# Short exercise
Every line of the data that contains the string "full" must be copied.

# Dataset extract
--- --- ---
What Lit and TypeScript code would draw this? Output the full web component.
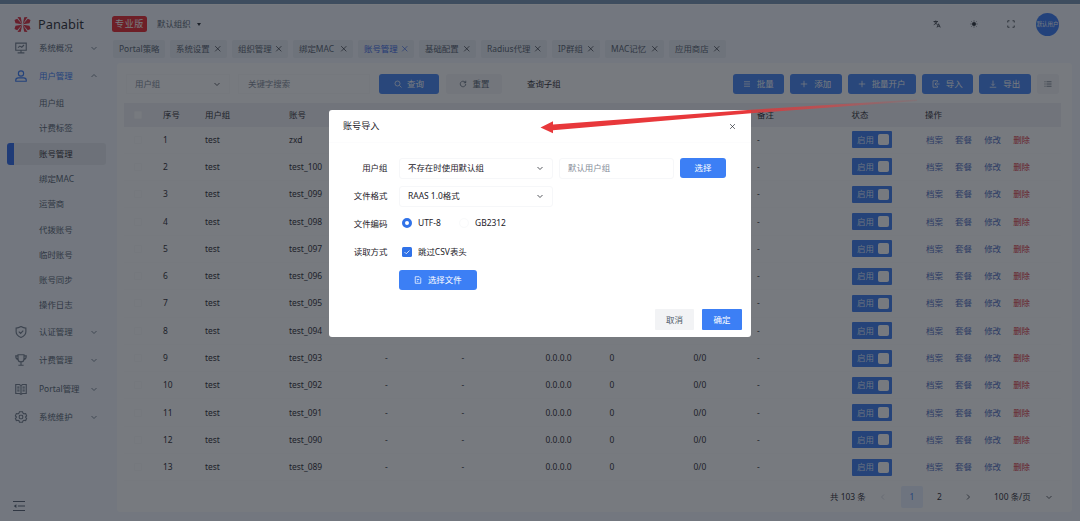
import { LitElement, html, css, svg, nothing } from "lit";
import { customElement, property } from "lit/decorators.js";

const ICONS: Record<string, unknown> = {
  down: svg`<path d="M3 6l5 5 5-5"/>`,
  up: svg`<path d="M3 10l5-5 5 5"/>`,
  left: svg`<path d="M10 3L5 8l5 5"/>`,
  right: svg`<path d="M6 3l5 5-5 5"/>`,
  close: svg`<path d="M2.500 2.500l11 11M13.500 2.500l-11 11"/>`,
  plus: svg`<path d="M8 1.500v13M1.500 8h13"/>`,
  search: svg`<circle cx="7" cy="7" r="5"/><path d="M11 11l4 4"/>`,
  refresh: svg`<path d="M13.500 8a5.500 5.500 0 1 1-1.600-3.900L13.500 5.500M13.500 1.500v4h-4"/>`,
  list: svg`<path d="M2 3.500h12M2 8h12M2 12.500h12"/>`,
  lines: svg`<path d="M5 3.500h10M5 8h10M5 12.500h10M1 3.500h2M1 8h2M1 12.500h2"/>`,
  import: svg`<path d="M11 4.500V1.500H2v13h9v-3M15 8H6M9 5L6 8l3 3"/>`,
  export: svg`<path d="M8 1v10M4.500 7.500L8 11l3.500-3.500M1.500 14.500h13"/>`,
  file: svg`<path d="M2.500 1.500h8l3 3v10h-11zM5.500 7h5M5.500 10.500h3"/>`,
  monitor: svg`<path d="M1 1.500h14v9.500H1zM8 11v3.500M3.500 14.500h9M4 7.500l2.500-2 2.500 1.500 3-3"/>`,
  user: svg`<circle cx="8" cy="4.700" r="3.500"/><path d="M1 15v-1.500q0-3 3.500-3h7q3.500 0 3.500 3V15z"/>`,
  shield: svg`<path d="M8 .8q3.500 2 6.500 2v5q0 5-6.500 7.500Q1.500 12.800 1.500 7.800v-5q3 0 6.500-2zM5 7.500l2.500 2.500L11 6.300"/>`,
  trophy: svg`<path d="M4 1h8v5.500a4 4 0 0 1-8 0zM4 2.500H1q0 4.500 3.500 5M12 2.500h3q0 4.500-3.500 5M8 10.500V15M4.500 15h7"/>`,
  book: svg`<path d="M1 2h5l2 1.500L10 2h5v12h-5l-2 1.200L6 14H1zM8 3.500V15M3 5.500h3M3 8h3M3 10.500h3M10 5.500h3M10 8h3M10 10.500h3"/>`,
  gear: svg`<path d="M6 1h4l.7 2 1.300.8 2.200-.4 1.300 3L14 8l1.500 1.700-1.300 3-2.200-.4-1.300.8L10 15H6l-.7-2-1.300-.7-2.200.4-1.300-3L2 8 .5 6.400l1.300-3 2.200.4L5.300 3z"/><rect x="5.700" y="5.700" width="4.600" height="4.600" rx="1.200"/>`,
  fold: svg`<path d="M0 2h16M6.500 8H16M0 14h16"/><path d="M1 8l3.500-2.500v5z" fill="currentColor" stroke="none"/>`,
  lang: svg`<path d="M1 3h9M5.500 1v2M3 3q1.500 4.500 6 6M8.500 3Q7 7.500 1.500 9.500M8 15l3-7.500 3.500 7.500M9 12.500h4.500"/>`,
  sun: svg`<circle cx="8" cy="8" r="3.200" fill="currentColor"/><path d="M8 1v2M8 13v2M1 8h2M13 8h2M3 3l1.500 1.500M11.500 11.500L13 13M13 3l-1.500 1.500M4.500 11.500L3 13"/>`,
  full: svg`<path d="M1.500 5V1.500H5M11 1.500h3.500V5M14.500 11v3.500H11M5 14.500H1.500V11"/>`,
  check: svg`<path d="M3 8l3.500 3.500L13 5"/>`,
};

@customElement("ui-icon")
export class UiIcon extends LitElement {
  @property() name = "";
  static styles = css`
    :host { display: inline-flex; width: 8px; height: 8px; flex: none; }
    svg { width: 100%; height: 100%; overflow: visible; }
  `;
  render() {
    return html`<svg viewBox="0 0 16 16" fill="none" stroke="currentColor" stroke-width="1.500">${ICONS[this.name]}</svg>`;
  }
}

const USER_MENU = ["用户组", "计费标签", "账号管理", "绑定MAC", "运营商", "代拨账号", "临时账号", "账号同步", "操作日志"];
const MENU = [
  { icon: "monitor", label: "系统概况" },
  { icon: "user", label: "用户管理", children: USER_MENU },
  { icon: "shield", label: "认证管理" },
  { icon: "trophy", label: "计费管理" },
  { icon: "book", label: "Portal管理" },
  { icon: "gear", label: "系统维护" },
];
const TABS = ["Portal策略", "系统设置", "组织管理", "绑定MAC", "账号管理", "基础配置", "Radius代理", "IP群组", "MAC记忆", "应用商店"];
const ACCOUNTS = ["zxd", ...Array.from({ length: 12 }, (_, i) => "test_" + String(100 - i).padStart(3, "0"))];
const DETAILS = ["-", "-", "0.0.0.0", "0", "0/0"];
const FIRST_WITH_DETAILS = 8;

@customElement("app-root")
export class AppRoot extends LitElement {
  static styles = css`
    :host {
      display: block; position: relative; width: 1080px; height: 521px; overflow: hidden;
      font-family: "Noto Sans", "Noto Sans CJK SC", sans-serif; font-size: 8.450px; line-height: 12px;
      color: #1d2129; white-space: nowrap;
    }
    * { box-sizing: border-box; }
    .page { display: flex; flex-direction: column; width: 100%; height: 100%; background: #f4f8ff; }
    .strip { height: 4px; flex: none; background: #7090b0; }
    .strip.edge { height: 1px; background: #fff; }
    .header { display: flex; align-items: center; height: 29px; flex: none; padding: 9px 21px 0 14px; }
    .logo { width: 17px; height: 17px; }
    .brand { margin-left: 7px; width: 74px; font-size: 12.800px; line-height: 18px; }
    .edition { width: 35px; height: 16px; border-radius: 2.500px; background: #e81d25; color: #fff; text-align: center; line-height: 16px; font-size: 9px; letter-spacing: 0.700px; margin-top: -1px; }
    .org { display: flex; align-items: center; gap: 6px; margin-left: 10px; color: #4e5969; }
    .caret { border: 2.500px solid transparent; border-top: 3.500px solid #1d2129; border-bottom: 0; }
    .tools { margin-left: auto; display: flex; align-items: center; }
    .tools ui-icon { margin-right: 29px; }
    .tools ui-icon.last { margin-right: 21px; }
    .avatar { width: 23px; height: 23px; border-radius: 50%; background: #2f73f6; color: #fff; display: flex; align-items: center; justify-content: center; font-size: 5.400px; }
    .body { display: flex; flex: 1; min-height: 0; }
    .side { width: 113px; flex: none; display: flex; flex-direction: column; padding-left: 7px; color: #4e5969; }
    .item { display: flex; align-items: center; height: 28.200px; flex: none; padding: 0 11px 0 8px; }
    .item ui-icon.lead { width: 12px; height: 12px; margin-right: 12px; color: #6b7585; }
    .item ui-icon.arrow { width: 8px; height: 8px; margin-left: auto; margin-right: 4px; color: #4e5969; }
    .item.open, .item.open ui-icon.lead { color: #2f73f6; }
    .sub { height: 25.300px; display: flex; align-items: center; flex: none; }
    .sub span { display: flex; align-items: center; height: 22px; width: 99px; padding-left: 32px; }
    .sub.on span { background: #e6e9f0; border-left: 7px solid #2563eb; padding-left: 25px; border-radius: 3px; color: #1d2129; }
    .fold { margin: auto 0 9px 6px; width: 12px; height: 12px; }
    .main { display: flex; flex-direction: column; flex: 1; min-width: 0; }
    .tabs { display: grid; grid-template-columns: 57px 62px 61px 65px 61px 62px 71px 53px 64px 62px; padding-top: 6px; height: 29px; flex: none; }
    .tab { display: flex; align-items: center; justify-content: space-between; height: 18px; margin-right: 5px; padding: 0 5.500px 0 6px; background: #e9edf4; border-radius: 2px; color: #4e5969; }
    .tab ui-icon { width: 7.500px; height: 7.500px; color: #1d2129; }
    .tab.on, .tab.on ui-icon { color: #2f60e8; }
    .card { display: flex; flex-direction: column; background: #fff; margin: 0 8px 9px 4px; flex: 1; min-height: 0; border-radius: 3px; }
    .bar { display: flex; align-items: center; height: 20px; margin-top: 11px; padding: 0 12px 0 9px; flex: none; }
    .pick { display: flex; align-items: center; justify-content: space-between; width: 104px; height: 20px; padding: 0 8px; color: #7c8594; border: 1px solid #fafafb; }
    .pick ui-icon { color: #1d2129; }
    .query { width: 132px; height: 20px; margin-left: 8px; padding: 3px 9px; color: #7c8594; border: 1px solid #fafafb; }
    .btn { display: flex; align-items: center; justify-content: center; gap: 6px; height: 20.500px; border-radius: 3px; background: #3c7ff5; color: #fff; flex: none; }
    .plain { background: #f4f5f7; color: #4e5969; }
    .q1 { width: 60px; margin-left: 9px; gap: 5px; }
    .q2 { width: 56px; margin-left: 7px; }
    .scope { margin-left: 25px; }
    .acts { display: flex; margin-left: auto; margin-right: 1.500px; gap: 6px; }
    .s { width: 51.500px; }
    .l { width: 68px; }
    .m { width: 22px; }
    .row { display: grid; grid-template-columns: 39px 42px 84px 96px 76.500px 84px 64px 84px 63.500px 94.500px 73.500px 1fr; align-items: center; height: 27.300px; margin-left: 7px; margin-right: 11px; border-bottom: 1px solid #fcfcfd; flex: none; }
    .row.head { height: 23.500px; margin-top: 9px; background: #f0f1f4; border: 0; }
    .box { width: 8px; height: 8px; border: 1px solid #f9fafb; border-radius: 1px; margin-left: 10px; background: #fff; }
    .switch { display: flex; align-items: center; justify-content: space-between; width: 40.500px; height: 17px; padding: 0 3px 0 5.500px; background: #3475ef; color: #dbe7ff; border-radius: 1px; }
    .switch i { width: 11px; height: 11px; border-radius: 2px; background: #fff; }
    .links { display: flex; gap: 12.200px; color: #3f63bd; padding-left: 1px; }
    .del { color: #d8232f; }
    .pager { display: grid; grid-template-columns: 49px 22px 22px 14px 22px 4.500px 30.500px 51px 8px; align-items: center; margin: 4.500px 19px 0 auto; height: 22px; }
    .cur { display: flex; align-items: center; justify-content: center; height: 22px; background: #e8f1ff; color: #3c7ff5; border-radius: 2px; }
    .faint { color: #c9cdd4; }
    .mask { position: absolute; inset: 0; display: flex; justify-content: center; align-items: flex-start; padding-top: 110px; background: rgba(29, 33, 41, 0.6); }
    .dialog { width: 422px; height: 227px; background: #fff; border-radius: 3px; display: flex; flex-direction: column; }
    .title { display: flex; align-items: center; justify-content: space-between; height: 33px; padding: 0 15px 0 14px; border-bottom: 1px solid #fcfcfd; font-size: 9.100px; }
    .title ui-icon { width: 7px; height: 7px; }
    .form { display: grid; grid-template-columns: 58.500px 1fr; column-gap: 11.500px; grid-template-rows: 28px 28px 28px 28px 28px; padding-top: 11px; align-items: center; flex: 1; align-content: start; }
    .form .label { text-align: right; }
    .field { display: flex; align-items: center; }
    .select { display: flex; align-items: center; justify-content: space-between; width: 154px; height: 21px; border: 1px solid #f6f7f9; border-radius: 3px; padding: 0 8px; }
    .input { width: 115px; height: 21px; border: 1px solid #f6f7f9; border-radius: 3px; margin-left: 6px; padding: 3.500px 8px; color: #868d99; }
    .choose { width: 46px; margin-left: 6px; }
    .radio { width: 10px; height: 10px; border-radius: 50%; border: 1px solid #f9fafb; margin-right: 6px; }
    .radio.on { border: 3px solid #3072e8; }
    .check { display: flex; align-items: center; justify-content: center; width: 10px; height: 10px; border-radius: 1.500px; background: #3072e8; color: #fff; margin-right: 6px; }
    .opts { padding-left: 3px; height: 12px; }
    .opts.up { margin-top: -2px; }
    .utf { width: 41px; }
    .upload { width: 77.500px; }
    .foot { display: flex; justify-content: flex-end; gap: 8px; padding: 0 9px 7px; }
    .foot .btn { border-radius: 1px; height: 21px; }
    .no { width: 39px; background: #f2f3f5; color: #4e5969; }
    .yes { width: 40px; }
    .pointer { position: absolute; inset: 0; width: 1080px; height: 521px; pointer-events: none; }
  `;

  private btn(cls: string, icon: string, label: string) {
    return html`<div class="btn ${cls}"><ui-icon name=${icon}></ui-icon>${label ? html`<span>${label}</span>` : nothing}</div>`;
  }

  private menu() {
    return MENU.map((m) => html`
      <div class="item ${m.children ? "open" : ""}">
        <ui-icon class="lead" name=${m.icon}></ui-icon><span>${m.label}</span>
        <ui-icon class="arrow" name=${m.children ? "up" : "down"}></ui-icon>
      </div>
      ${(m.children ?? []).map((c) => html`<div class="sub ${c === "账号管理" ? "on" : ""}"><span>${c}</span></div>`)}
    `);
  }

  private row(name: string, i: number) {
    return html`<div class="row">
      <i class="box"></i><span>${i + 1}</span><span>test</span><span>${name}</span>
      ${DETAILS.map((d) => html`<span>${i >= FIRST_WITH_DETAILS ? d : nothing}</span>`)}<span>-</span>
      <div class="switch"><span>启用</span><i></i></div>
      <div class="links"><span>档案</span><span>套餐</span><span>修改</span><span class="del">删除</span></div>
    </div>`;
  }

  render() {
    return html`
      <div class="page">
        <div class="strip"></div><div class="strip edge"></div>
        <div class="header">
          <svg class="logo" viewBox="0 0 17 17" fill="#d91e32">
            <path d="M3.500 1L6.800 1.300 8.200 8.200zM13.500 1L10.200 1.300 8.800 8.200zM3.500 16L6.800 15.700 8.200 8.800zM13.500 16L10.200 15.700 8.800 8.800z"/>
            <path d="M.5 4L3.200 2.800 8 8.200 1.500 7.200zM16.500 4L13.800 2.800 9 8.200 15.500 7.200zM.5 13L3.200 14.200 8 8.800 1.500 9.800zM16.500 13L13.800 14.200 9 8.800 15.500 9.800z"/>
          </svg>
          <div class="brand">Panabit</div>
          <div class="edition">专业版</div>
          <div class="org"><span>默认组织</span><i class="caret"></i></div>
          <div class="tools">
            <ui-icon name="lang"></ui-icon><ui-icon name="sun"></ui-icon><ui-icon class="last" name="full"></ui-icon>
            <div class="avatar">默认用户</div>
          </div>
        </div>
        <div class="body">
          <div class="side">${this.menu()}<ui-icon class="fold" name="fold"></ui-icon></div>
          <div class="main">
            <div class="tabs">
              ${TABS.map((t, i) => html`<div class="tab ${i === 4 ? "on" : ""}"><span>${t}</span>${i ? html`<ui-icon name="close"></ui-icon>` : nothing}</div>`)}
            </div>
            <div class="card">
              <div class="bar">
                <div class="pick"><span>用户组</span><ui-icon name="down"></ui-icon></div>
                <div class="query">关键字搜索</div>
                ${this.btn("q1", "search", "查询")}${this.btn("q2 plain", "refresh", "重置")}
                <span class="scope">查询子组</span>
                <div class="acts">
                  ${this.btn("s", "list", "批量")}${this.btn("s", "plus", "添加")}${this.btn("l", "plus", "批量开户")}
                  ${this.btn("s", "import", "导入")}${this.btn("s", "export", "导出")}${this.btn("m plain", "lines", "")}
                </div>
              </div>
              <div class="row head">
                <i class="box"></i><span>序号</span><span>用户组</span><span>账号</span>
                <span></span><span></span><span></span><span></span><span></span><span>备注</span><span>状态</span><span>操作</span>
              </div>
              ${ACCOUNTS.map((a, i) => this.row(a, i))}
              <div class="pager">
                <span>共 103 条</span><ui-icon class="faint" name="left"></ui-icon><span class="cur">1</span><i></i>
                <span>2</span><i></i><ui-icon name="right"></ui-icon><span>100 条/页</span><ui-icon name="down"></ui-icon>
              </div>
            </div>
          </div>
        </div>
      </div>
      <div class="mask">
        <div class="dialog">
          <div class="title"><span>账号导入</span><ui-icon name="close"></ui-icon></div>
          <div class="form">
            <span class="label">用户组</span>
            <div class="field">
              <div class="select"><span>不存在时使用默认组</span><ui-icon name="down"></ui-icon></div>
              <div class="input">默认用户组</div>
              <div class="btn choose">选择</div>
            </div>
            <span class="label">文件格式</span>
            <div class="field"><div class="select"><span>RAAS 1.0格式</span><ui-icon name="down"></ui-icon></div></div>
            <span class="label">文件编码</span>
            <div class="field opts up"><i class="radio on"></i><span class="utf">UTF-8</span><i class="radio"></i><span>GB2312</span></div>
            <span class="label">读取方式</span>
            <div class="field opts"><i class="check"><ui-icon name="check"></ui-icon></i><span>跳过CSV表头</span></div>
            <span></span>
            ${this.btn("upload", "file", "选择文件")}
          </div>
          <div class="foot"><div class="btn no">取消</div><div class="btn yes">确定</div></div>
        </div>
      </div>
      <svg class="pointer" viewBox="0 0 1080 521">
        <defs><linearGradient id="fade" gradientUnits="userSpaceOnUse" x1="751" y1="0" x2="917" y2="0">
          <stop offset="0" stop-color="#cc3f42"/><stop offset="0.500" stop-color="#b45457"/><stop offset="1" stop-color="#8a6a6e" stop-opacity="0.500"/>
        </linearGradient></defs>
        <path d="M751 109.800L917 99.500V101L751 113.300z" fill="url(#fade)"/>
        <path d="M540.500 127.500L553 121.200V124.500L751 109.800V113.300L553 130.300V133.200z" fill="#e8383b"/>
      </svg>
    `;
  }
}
--- --- ---
# Task result
What Lit and TypeScript code would draw this? Output the full web component.
  full: svg`<path d="M1.500 5V1.500H5M11 1.500h3.500V5M14.500 11v3.500H11M5 14.500H1.500V11"/>`,
            <ui-icon name="lang"></ui-icon><ui-icon name="sun"></ui-icon><ui-icon class="last" name="full"></ui-icon>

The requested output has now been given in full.